別に素敵なものじゃないし
    ()  年月日

 筆者は、誰しもの人生のどんな一部を切り取っても日々の光景のどこかしらに、いつも決まってくずかごが、きっと一つは置かれているはずなのに、日々に欠かせぬ家具として重んじられているとはいえないという。ある日突然、ただの捨てるに捨てられないものばかりになってしまっているのだ。日々の暮らしの姿勢を作るのは、何を手に入れるかではなくて、本当は何を手に入れないかなのだと言うことに私たちは気づくのである。そしてようやく部屋の片隅に、置き忘れたままのみすぼらしいくずかごに目を留めて、どれほどこの日々に欠かせぬ仲間をないがしろにしてきたことか、今更のように思い知るのである。大きなくずかごをおけば、きっと生活の姿勢が変わってくるのである。

 私は、小学3年生の頃、文房具屋で買い物をしていた。消しゴムを探していると、可愛いくまさんの消しゴムがあった。買おうとしたが、一つ三百円で高かったため、買おうか迷った。この頃は、お小遣いが少なかったため、自分にとっては三百円という値段が高く感じた。買いに行く前、親に、

「私がお金、渡しますから。」

と自信有り気で宣言してしまったほどだ。親には、

「お金はしっかり考えて使うこと。」

と教えられていた。

「もし、この消しゴムを買ったら……」

私の中で思い浮かんだのは、お小遣いを使い切ってしまい、、泣いている自分の姿だった。結局、百円ほどのシンプルで消しやすそうな消しゴムを買うことにした。会計を済ませ、家に帰った。

「本当にシンプルな方を選択して正解だったのだろうか…」

実際に使ってみると、非常に使いやすく、大変満足した。この経験から、その場で必要かどうかを判断することは、非常に大切なことだと学ぶことができた。最近は、見た目にとらわれずに必要なものだけを買う習慣が身に付いてきていると思う。

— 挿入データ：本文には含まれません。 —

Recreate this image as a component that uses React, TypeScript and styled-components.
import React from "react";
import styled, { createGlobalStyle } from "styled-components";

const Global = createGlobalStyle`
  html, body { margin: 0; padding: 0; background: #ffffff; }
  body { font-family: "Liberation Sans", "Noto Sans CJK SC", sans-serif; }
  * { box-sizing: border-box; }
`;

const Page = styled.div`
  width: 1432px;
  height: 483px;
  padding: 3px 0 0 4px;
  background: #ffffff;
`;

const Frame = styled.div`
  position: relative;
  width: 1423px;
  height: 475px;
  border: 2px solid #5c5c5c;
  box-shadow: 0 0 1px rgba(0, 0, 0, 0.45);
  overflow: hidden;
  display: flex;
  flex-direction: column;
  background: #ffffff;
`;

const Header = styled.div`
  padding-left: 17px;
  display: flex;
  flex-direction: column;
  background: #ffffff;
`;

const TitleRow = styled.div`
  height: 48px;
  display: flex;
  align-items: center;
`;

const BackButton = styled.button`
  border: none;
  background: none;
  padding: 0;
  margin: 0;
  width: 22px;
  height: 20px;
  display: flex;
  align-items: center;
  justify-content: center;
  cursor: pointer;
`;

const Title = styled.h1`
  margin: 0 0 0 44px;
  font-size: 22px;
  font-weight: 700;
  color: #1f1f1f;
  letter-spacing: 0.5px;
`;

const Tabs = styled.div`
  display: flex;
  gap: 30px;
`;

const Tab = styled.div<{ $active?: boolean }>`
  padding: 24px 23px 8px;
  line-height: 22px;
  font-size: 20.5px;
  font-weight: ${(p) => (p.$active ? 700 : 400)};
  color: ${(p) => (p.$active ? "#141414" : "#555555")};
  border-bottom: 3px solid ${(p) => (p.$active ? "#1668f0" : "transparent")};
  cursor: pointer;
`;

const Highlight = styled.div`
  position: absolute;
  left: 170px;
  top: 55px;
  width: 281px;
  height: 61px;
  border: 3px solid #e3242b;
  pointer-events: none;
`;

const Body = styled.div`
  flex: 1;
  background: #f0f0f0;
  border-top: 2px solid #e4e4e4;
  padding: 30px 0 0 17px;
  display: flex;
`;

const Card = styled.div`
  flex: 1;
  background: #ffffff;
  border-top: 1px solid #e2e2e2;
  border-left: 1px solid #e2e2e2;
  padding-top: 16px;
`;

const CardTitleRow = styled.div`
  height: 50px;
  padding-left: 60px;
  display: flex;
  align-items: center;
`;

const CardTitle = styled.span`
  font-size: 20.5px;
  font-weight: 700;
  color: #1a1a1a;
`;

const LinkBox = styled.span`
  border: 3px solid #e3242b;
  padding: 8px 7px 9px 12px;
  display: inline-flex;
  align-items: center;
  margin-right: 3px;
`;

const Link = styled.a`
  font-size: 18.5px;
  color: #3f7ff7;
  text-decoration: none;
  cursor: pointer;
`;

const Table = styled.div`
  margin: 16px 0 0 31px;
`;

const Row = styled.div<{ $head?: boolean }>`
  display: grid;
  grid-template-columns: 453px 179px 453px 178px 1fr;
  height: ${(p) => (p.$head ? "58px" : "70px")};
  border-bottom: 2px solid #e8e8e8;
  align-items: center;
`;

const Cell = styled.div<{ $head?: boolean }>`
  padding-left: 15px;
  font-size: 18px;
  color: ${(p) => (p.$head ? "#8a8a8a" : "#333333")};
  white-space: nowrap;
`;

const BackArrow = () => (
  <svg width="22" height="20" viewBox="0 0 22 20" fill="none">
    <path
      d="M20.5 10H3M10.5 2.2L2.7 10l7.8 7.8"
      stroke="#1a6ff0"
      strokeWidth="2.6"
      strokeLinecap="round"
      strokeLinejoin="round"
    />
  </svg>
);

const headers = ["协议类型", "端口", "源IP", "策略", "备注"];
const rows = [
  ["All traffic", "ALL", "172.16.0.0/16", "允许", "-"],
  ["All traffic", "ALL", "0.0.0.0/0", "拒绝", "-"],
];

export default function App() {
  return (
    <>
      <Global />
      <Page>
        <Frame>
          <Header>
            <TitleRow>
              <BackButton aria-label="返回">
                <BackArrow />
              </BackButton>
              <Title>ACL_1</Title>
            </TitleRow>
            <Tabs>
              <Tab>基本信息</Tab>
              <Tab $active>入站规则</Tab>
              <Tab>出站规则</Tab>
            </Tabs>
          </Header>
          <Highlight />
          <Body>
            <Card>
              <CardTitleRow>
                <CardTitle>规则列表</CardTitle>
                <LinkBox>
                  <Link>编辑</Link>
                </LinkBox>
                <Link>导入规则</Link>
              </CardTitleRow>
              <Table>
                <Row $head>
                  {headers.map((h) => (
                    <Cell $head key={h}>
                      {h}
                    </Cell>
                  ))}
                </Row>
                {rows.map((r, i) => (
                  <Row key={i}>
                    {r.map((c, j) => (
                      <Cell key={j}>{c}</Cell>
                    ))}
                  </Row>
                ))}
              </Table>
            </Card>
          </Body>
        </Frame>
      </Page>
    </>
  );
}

 母は、季節ごとにトレンドをとらえた新しい服をどうしても欲しくなり、買ってしまうという。買った後に、昨年購入した服がたまっていることに気づく。結局、すべての服を使用せず、気に入った服だけを着てしまう。まさに過ぎたるは及ばざるがごとしで、持ちすぎた衣類は、衣類が足りないと同じで、良くないことだと思ったそうだ。本来は、流行にとらわれず、ベーシックで良質な衣類を数着持ち、それぞれを組み合わせて、全て使用する方が豊かな生活につながると思ったそうだ。今あるものに満足して穏やかに生活することがこんな豊かさにつながると思ったのである。そのため、一回買いたいと思ったものも、少し考えてから買うか判断しようと思ったのである。

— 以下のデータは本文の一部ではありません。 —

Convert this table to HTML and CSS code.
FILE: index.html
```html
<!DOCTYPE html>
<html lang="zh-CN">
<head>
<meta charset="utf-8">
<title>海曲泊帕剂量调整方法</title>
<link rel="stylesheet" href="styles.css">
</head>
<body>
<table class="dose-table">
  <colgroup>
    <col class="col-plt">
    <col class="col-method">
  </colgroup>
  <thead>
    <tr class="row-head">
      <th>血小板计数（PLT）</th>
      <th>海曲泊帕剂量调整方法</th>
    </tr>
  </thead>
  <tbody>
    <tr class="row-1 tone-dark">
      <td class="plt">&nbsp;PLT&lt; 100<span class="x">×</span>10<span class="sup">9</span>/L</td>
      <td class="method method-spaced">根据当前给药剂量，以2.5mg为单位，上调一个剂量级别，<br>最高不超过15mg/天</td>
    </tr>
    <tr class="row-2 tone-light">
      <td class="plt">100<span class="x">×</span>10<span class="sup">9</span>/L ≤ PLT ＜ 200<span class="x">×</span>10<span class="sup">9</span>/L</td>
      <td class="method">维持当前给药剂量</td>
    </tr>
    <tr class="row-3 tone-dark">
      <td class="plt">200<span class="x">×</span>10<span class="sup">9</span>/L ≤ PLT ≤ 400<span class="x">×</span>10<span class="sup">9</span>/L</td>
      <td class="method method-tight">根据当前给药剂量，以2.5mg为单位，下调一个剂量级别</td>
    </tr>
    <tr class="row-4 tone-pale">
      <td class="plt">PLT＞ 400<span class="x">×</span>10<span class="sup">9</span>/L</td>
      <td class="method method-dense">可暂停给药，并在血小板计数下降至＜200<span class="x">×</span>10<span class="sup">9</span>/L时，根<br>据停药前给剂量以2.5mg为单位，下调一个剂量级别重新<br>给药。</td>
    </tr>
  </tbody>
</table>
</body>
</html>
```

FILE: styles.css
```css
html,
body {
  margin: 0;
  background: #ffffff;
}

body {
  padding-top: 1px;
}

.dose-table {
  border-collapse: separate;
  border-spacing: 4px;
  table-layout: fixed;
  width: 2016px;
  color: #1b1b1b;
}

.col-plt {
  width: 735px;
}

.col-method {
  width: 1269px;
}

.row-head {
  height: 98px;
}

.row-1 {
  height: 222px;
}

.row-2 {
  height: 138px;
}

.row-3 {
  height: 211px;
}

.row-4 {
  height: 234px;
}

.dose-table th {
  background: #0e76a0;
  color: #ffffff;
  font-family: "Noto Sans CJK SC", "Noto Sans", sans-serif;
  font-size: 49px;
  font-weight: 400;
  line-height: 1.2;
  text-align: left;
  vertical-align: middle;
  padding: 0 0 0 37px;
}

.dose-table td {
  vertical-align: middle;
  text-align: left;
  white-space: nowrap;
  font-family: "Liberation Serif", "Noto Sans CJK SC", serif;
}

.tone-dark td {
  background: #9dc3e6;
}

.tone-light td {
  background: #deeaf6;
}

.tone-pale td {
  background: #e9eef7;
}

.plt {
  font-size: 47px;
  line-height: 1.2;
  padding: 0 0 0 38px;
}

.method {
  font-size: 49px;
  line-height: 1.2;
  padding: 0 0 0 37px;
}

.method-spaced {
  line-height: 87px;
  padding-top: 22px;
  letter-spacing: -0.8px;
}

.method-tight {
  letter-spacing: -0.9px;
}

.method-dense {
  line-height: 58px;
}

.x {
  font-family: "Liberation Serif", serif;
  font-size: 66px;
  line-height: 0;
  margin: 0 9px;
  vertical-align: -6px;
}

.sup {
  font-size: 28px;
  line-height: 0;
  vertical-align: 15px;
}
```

 父は、学生の頃、国語の勉強をするために、同じような内容の参考書をたくさん買ってしまった。結局のところ、使用した参考書は、一冊だけで、使用しない参考書は、読まずに捨てることとなってしまった。後から考えてみると、参考書を買う時に、本当に自分が

必要となる参考書にしぼって、購入すべきであったと、今でも後悔しているのである。

 私は、この長文を読んで、本当に大切なのは、「何を持っているか」ではなく、「何を持たないか」であるということがわかった。そのため、未来の自分がどのような気持ちかを考え、その場で必要かどうか独自の視点を持って判断しようと思った。